- _TASK_
How many lines of the entries below include the word "image"? Answer with the number alone.

- _INPUT ROWS_

═══

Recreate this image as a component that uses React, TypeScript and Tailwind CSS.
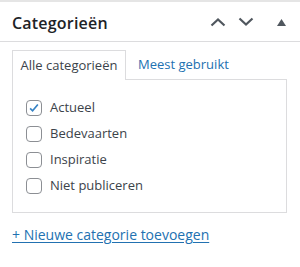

═══

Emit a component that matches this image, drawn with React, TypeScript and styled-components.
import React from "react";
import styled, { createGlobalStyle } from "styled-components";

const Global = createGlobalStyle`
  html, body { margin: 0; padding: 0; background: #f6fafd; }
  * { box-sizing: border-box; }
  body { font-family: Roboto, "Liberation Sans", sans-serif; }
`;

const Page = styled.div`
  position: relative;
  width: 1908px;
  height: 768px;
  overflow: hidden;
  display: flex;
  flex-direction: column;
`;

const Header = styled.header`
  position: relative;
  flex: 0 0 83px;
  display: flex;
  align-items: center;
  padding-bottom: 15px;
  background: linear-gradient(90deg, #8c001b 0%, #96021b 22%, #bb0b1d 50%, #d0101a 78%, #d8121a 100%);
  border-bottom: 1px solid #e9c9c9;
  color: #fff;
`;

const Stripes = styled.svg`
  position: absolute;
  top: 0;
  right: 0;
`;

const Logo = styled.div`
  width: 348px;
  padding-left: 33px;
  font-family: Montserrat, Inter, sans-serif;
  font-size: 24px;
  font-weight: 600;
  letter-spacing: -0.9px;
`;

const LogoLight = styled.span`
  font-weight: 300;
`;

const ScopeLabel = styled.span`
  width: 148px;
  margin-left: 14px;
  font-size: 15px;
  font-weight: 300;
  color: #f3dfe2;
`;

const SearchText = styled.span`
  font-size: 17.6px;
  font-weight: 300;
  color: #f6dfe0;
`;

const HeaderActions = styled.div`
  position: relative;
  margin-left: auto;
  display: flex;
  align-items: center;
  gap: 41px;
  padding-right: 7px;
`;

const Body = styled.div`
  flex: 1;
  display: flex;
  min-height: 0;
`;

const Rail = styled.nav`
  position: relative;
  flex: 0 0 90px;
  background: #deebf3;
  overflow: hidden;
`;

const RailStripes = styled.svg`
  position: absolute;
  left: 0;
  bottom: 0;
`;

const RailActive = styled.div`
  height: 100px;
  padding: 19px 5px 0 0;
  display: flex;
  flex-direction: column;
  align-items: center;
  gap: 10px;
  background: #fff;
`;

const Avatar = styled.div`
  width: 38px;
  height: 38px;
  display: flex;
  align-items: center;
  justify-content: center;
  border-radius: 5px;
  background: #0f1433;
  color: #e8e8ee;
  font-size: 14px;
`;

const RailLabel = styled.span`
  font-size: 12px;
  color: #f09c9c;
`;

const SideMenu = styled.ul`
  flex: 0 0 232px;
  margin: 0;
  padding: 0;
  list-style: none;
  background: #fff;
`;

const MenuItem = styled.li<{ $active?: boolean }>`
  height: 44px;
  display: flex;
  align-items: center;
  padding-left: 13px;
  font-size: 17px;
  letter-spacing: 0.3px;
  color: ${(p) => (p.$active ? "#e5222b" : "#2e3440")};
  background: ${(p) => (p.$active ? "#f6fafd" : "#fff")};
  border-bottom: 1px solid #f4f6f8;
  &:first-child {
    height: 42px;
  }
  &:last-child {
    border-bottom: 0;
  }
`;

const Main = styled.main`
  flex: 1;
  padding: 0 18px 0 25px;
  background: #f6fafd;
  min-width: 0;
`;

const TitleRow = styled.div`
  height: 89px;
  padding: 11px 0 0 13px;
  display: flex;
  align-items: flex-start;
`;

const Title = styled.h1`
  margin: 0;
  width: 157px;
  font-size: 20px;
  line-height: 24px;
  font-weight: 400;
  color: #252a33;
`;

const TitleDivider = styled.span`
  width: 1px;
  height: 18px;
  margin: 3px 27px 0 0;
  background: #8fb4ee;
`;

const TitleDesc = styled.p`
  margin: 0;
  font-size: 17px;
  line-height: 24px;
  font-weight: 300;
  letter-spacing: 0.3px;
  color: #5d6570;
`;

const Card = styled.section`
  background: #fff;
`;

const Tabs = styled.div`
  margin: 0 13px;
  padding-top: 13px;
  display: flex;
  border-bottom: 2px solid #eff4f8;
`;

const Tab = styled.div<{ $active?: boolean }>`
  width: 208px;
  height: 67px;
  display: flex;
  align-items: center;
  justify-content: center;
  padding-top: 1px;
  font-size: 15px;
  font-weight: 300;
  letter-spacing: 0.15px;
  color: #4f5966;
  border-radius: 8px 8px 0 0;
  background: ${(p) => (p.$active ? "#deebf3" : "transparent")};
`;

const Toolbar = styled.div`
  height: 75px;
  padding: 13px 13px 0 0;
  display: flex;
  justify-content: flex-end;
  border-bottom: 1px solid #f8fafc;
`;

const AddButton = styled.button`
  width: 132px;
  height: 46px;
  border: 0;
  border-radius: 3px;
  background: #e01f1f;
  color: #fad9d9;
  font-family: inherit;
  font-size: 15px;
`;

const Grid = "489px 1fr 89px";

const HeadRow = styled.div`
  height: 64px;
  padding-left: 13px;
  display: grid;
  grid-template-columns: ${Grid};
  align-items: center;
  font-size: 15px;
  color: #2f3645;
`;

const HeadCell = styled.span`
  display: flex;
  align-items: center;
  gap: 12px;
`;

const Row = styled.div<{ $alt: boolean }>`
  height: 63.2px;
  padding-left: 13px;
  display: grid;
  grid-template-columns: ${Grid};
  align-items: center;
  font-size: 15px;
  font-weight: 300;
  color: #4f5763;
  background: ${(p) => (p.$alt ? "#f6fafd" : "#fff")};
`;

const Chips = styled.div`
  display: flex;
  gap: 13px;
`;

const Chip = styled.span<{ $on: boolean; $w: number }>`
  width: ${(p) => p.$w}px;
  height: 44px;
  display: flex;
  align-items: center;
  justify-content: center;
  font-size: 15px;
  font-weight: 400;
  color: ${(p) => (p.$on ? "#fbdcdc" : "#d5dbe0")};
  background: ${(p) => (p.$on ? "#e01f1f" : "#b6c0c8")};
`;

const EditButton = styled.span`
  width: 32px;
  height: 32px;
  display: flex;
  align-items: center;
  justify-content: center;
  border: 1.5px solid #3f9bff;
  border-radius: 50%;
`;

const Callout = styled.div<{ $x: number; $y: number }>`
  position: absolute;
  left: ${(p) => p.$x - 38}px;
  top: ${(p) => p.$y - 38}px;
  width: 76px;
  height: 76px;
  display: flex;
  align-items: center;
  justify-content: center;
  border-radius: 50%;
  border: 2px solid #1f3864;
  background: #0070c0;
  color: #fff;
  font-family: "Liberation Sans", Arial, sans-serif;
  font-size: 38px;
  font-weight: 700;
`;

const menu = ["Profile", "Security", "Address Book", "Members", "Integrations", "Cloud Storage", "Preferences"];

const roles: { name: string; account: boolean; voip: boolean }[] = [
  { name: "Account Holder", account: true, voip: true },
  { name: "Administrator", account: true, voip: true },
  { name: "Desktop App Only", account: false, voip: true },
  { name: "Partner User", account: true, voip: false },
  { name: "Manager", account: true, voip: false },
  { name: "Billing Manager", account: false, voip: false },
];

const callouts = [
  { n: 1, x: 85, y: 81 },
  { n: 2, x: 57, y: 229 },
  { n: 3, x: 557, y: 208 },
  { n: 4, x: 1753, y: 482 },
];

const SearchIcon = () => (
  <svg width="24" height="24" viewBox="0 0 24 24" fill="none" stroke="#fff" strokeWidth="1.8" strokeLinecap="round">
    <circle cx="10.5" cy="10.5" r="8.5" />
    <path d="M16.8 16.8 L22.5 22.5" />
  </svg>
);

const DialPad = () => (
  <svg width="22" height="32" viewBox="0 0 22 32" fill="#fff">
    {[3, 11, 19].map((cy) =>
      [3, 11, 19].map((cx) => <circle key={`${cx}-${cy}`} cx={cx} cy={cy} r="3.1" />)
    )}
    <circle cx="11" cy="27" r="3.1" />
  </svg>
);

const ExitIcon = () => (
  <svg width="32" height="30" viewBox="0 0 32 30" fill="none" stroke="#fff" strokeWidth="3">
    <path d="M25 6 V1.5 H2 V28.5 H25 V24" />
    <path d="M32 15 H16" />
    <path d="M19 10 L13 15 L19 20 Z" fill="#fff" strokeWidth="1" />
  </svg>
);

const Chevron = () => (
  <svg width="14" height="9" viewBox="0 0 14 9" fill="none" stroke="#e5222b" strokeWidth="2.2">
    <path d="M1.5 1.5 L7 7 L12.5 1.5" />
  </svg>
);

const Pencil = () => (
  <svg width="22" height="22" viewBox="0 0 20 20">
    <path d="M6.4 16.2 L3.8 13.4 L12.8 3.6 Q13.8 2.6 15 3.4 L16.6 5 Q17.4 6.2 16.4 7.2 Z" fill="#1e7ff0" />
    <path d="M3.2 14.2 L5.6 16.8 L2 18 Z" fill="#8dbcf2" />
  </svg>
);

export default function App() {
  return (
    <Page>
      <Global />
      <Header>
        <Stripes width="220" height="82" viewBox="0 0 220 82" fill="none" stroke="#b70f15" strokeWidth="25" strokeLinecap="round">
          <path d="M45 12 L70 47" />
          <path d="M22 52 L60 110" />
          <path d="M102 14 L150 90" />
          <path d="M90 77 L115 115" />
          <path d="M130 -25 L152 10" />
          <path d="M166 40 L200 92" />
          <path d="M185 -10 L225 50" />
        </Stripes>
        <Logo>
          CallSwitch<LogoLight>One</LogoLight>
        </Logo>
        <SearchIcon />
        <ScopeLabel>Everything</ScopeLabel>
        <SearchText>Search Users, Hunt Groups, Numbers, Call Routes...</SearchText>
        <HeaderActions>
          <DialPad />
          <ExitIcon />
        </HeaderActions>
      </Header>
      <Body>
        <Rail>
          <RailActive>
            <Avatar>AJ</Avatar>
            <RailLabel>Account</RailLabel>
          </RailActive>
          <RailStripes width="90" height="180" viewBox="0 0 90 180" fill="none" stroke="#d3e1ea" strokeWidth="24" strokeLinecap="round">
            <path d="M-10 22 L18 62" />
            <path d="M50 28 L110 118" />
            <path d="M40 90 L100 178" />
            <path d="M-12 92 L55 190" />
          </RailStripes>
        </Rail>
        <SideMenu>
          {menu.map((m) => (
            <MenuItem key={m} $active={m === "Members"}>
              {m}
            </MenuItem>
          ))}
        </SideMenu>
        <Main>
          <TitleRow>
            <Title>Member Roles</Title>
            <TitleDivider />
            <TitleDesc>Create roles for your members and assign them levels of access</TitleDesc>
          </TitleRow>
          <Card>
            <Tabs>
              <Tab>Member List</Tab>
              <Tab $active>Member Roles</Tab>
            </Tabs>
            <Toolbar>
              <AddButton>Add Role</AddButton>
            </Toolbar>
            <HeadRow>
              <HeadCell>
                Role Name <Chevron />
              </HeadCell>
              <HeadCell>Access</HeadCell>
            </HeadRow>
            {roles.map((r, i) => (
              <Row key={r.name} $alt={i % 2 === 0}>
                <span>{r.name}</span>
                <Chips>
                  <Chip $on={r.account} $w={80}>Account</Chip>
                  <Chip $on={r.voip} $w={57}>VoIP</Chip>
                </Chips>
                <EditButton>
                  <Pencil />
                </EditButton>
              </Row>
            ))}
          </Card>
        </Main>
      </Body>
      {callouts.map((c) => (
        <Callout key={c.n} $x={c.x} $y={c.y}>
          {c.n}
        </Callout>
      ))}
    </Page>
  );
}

═══

- _ANSWER TO THIS TASK_
2